The assault made by music industry executives and their legal attack dogs on anonymity on the Web deserves comment. They suggest that we must restrict the anonymity behind which people hide to commit crimes and that anonymity must not be equated with privacy. I believe the logic is flawed from both legal and historical perspectives. It is the same logic that bigoted legislators, especially in the deep South, used to argue that membership lists for the NAACP or the Congress on Racial Equality should be made generally available. Anonymity is valid to protect a user from embarrassment or to shield a user who elects to speak out on a controversial issue. (Check out the court opinion in ACLU vs. Miller in 1997 down Georgia way.) Wiping out this protection of free speech and association could be considered too great a sacrifice. At the beginning of this editorial, the analogy was used likening anonymity to wearing a ski mask to rob a bank. That does not mean that you should not be making ski masks. They have their place: on the slopes or on a public street, if the user wants.
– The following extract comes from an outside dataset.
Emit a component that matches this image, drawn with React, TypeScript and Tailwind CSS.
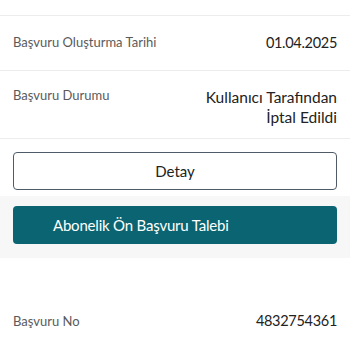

If we were living in Voltaire's "best of all possible worlds," or Shangri-la, or Erewhon, or Thomas More's Utopia, the views of the cyber-guys and cybergals would probably hold forth and all ideas would be freely flowing. If we were in the Renaissance, the brilliant composers, performers, artists, and inventors would have patrons who would support them as they provided creative product for the betterment of the human condition and the development of cultures.

Yet we have very few modern-day Medicis and, for the time being, the composers, performers, artists, and inventors need to exploit their creativity financially. This is tremendously sad... I would prefer to live in the Utopia or Shangri-la, but creativity could suffer if there is no recompense for creativity and originality. Anthony Trollope summarized it well in his An Autobiography: "Take away from English authors their copyrights and you would very soon take away from England her authors." Yet true as this is, the current copyright laws are inadequate because they are focused on property rights alone. Those we trust with legislating such issues must make some kind of provision for culture: "the moral and mutual instruction of man and improvement of his condition."